■ Exercise brief ■
Go through the material below, count the lines with the word "styles", and reply with the count alone.

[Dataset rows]
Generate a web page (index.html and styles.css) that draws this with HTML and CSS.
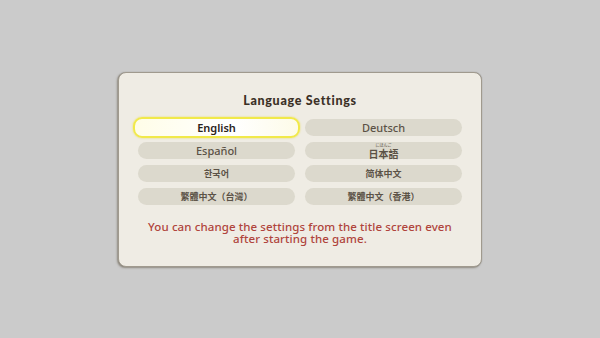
FILE: index.html
```html
<!DOCTYPE html>
<html lang="en">
<head>
<meta charset="utf-8">
<title>Language Settings</title>
<link rel="stylesheet" href="styles.css">
</head>
<body>
<div class="screen">
  <div class="dialog">
    <h1 class="title">Language Settings</h1>
    <div class="grid">
      <div class="btn selected">English</div>
      <div class="btn">Deutsch</div>
      <div class="btn">Español</div>
      <div class="btn cjk"><span class="jp"><span class="furi">にほんご</span><span class="kanji">日本語</span></span></div>
      <div class="btn cjk">한국어</div>
      <div class="btn cjk">简体中文</div>
      <div class="btn cjk">繁體中文（台灣）</div>
      <div class="btn cjk">繁體中文（香港）</div>
    </div>
    <p class="note"><span class="line">You can change the settings from the title screen even</span><span class="line">after starting the game.</span></p>
  </div>
</div>
</body>
</html>
```
FILE: styles.css
```css
html, body {
  margin: 0;
  padding: 0;
}
body {
  background: #cbcbcb;
  font-family: "Noto Sans", "Noto Sans CJK SC", sans-serif;
}
.screen {
  width: 600px;
  height: 338px;
  display: flex;
  align-items: center;
  justify-content: center;
}
.dialog {
  box-sizing: border-box;
  width: 364px;
  height: 195px;
  background: #efece4;
  border: 1px solid #a09a8e;
  border-radius: 8px;
  box-shadow: -1px 1px 2px rgba(90, 80, 60, 0.5), 0 0 1px rgba(0,0,0,0.25);
  padding: 21px 19px 0;
  display: flex;
  flex-direction: column;
  align-items: center;
}
.title {
  margin: 0;
  font-family: "Lato", "Noto Sans", sans-serif;
  font-weight: 900;
  font-size: 12.5px;
  line-height: 14px;
  letter-spacing: 0.7px;
  color: #3b3026;
}
.grid {
  margin-top: 11px;
  width: 324px;
  display: grid;
  grid-template-columns: 157px 157px;
  column-gap: 10px;
  row-gap: 6px;
}
.btn {
  height: 17px;
  border-radius: 9px;
  background: #dcd9cd;
  color: #5b5246;
  font-size: 11px;
  line-height: 17px;
  text-align: center;
  font-weight: 500;
}
.btn.cjk {
  font-size: 9px;
  font-weight: 700;
  font-family: "Noto Sans CJK SC", "Noto Sans CJK KR", sans-serif;
}
.jp {
  display: inline-flex;
  flex-direction: column;
  align-items: center;
  vertical-align: top;
}
.furi {
  font-size: 4px;
  line-height: 6px;
  font-weight: 400;
}
.kanji {
  font-size: 10px;
  line-height: 11px;
}
.btn.selected {
  margin: -2px -5px;
  height: 17px;
  border: 2px solid #f1e94a;
  box-shadow: 0 0 2px #e9dd5a;
  background: linear-gradient(90deg, #fffde8, #ffffff 60%, #fdfbe8);
  color: #2a241c;
  font-weight: 600;
}
.note {
  margin: 16px 0 0;
  text-align: center;
  font-family: "Noto Sans", sans-serif;
  font-size: 11.5px;
  line-height: 12.5px;
  font-weight: 500;
  color: #b0443c;
  letter-spacing: 0.1px;
  display: flex;
  flex-direction: column;
  align-items: center;
}
.line {
  display: block;
}
```
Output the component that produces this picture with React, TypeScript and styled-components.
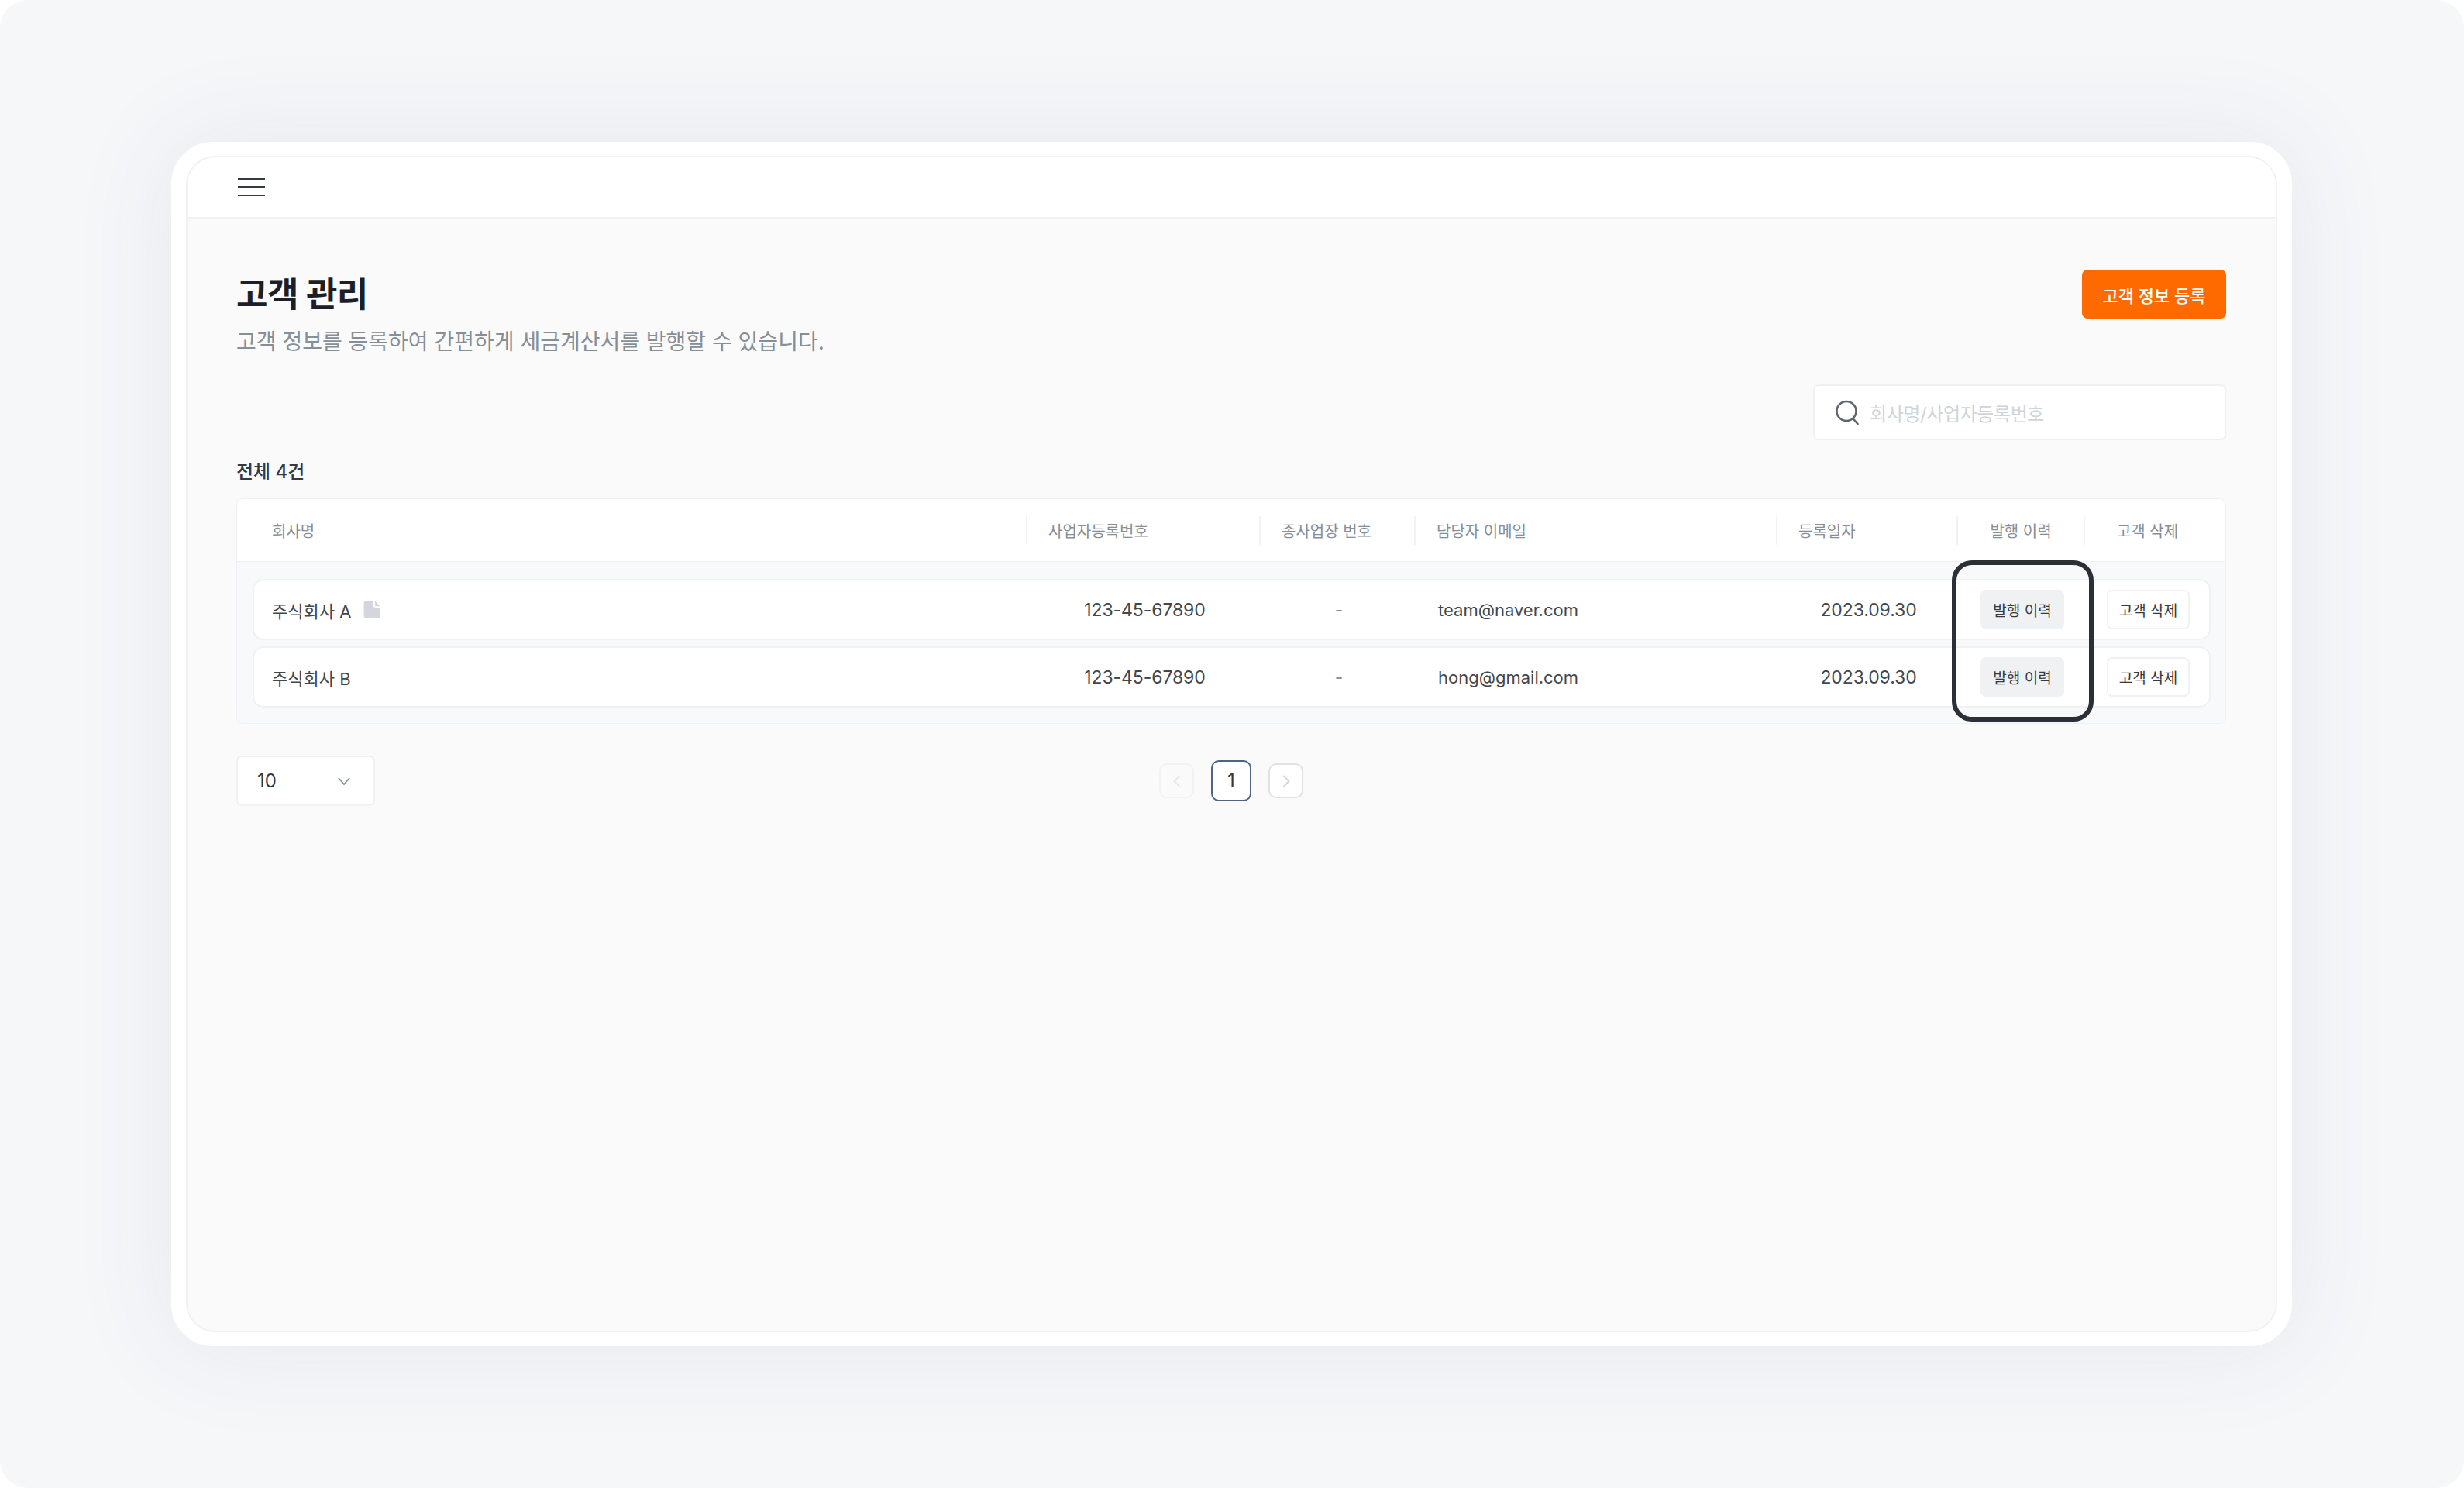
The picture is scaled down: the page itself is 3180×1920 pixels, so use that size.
import styled, { createGlobalStyle, css } from 'styled-components';

const GlobalStyle = createGlobalStyle`
  html, body {
    margin: 0;
    padding: 0;
    background: #fff;
  }

  * {
    box-sizing: border-box;
  }
`;

const columns = css`
  display: grid;
  grid-template-columns: 998px 301px 200px 467px 233px 164px 163px;
  align-items: center;
`;

const Page = styled.div`
  width: 3180px;
  height: 1920px;
  padding-right: 1px;
  border-radius: 36px;
  background: #f6f7f9;
  display: flex;
  align-items: center;
  justify-content: center;
  font-family: Inter, 'Noto Sans CJK KR', sans-serif;
  color: #343a40;
`;

const Frame = styled.div`
  width: 2737px;
  height: 1554px;
  padding: 18px 19px;
  border-radius: 54px;
  background: #fff;
  box-shadow: 0 0 130px 10px rgba(60, 70, 110, 0.075);
`;

const Screen = styled.div`
  height: 100%;
  display: flex;
  flex-direction: column;
  border: 2px solid #f0f1f3;
  border-radius: 38px;
  background: #fafafb;
  overflow: hidden;
`;

const TopBar = styled.div`
  height: 79px;
  flex: none;
  display: flex;
  align-items: center;
  padding-left: 65px;
  background: #fff;
  border-bottom: 2px solid #f0f1f3;
`;

const MenuButton = styled.div`
  width: 35px;
  display: flex;
  flex-direction: column;
  gap: 8px;

  span {
    height: 2.5px;
    background: #343a40;
  }
`;

const Content = styled.div`
  flex: 1;
  padding: 66px 64px 0 63px;
`;

const TitleRow = styled.div`
  display: flex;
  justify-content: space-between;
  align-items: flex-start;
`;

const Title = styled.h1`
  margin: 0;
  padding-top: 1px;
  font-size: 44px;
  line-height: 63px;
  font-weight: 700;
  letter-spacing: -0.5px;
  color: #1c2026;
`;

const Subtitle = styled.p`
  margin: 9px 0 0;
  font-size: 28px;
  line-height: 40px;
  font-weight: 400;
  color: #868e96;
`;

const PrimaryButton = styled.button`
  width: 186px;
  height: 63px;
  border: 0;
  border-radius: 7px;
  background: #ff6a00;
  color: #fff;
  font: 500 22px Inter, 'Noto Sans CJK KR', sans-serif;
`;

const SearchRow = styled.div`
  display: flex;
  justify-content: flex-end;
  margin-top: 35px;
`;

const SearchBox = styled.div`
  width: 533px;
  height: 72px;
  display: flex;
  align-items: center;
  gap: 13px;
  padding-left: 26px;
  background: #fff;
  border: 2px solid #eff0f3;
  border-radius: 7px;
  font-size: 24px;
  letter-spacing: -0.4px;
  color: #ced4da;
`;

const TotalLabel = styled.div`
  margin-top: 24px;
  font-size: 24px;
  line-height: 34px;
  font-weight: 500;
  color: #343a40;
`;

const Table = styled.div`
  position: relative;
  width: 2568px;
  margin-top: 17px;
  background: #f8f9fa;
  border: 1px solid #eff0f3;
  border-radius: 8px;
  padding-bottom: 20px;
`;

const HeaderRow = styled.div`
  ${columns}
  height: 81px;
  padding: 0 19px 0 20px;
  background: #fff;
  border-bottom: 1px solid #eff0f3;
  border-radius: 8px 8px 0 0;
`;

const HeaderCell = styled.div<{ $center?: boolean; $first?: boolean }>`
  height: 37px;
  display: flex;
  align-items: center;
  justify-content: ${(p) => (p.$center ? 'center' : 'flex-start')};
  padding-left: ${(p) => (p.$center ? '0' : p.$first ? '25px' : '27px')};
  border-left: ${(p) => (p.$first ? '0' : '2px solid #f1f2f4')};
  font-size: 20px;
  font-weight: 400;
  color: #868e96;
`;

const RowList = styled.div`
  display: flex;
  flex-direction: column;
  gap: 8px;
  padding: 22px 19px 0 20px;
`;

const Row = styled.div`
  ${columns}
  height: 79px;
  background: #fff;
  border-radius: 14px;
  box-shadow: inset 0 0 0 2px #f0f1f3;
  font-size: 23px;
  letter-spacing: -0.1px;
  color: #42474d;
`;

const NameCell = styled.div`
  display: flex;
  align-items: center;
  gap: 15px;
  padding-left: 25px;
  font-size: 22px;
  letter-spacing: 0;
`;

const TextCell = styled.div<{ $muted?: boolean }>`
  display: flex;
  justify-content: center;
  padding-left: 6px;
  color: ${(p) => (p.$muted ? '#868e96' : '#42474d')};
`;

const EmailCell = styled.div`
  padding-left: 31px;
  font-size: 22px;
  letter-spacing: 0;
`;

const ActionCell = styled.div<{ $tight?: boolean }>`
  display: flex;
  justify-content: center;
  padding-left: ${(p) => (p.$tight ? '4px' : '6px')};
`;

const RowButton = styled.button<{ $filled?: boolean }>`
  width: ${(p) => (p.$filled ? '108px' : '107px')};
  height: 51px;
  padding: 0;
  border-radius: 7px;
  border: ${(p) => (p.$filled ? '0' : '2px solid #f0f1f3')};
  background: ${(p) => (p.$filled ? '#f0f1f3' : '#fff')};
  color: #343a40;
  font: 400 19px Inter, 'Noto Sans CJK KR', sans-serif;
`;

const Highlight = styled.div`
  position: absolute;
  left: 2213px;
  top: 79px;
  width: 183px;
  height: 208px;
  border: 6px solid #2b2f36;
  border-radius: 26px;
  pointer-events: none;
`;

const Footer = styled.div`
  display: grid;
  grid-template-columns: 1fr auto 1fr;
  align-items: center;
  width: 2568px;
  margin-top: 41px;
`;

const PageSize = styled.div`
  width: 179px;
  height: 65px;
  display: flex;
  align-items: center;
  justify-content: space-between;
  padding: 0 30px 0 25px;
  background: #fff;
  border: 2px solid #f0f1f3;
  border-radius: 7px;
  font-size: 24px;
  color: #343a40;
`;

const Pager = styled.div`
  display: flex;
  align-items: center;
  gap: 22px;
`;

const PageArrow = styled.div<{ $disabled?: boolean }>`
  width: 45px;
  height: 45px;
  display: flex;
  align-items: center;
  justify-content: center;
  border: 2px solid ${(p) => (p.$disabled ? '#f1f2f4' : '#e0e2e6')};
  border-radius: 10px;
  background: ${(p) => (p.$disabled ? '#fafafb' : '#fff')};
`;

const PageNumber = styled.div`
  width: 52px;
  height: 53px;
  display: flex;
  align-items: center;
  justify-content: center;
  border: 2px solid #4d6485;
  border-radius: 10px;
  background: #fff;
  font-size: 24px;
  color: #343a40;
`;

const SearchIcon = () => (
  <svg width="32" height="32" viewBox="0 0 32 32" fill="none" stroke="#5f656c" strokeWidth="2.6">
    <circle cx="15" cy="14.5" r="12.5" />
    <path d="M23.5 24l6 7" strokeLinecap="round" />
  </svg>
);

const FileIcon = () => (
  <svg width="24" height="23" viewBox="2 1 20 22">
    <path
      d="M5 1h8.5v5.5c0 1.9 1.5 3.5 3.5 3.5h5v10c0 1.7-1.3 3-3 3H5c-1.7 0-3-1.3-3-3V4c0-1.7 1.3-3 3-3z"
      fill="#d3d6dd"
    />
    <path d="M15.8 1.3L22 8h-4.4c-1 0-1.8-.8-1.8-1.8z" fill="#d3d6dd" />
  </svg>
);

const Chevron = ({ dir, color }: { dir: 'left' | 'right' | 'down'; color: string }) => {
  if (dir === 'down') {
    return (
      <svg width="16" height="10" viewBox="0 0 16 10" fill="none" stroke={color} strokeWidth="1.8">
        <path d="M1 1l7 8 7-8" />
      </svg>
    );
  }
  return (
    <svg width="10" height="16" viewBox="0 0 10 16" fill="none" stroke={color} strokeWidth="1.8">
      <path d={dir === 'left' ? 'M8.5 1L1.5 8l7 7' : 'M1.5 1l7 7-7 7'} />
    </svg>
  );
};

type Customer = {
  id: number;
  name: string;
  hasFile: boolean;
  email: string;
};

const customers: Customer[] = [
  { id: 1, name: '주식회사 A', hasFile: true, email: 'team@naver.com' },
  { id: 2, name: '주식회사 B', hasFile: false, email: 'hong@gmail.com' },
];

const App = () => {
  return (
    <Page>
      <GlobalStyle />
      <Frame>
        <Screen>
          <TopBar>
            <MenuButton>
              <span />
              <span />
              <span />
            </MenuButton>
          </TopBar>
          <Content>
            <TitleRow>
              <div>
                <Title>고객 관리</Title>
                <Subtitle>고객 정보를 등록하여 간편하게 세금계산서를 발행할 수 있습니다.</Subtitle>
              </div>
              <PrimaryButton>고객 정보 등록</PrimaryButton>
            </TitleRow>

            <SearchRow>
              <SearchBox>
                <SearchIcon />
                회사명/사업자등록번호
              </SearchBox>
            </SearchRow>

            <TotalLabel>전체 4건</TotalLabel>

            <Table>
              <HeaderRow>
                <HeaderCell $first>회사명</HeaderCell>
                <HeaderCell>사업자등록번호</HeaderCell>
                <HeaderCell>종사업장 번호</HeaderCell>
                <HeaderCell>담당자 이메일</HeaderCell>
                <HeaderCell>등록일자</HeaderCell>
                <HeaderCell $center>발행 이력</HeaderCell>
                <HeaderCell $center>고객 삭제</HeaderCell>
              </HeaderRow>
              <RowList>
                {customers.map((customer) => (
                  <Row key={customer.id}>
                    <NameCell>
                      {customer.name}
                      {customer.hasFile && <FileIcon />}
                    </NameCell>
                    <TextCell>123-45-67890</TextCell>
                    <TextCell $muted>-</TextCell>
                    <EmailCell>{customer.email}</EmailCell>
                    <TextCell>2023.09.30</TextCell>
                    <ActionCell>
                      <RowButton $filled>발행 이력</RowButton>
                    </ActionCell>
                    <ActionCell $tight>
                      <RowButton>고객 삭제</RowButton>
                    </ActionCell>
                  </Row>
                ))}
              </RowList>
              <Highlight />
            </Table>

            <Footer>
              <PageSize>
                10
                <Chevron dir="down" color="#868e96" />
              </PageSize>
              <Pager>
                <PageArrow $disabled>
                  <Chevron dir="left" color="#e4e6ea" />
                </PageArrow>
                <PageNumber>1</PageNumber>
                <PageArrow>
                  <Chevron dir="right" color="#ced4da" />
                </PageArrow>
              </Pager>
            </Footer>
          </Content>
        </Screen>
      </Frame>
    </Page>
  );
};

export default App;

■ The response ■
3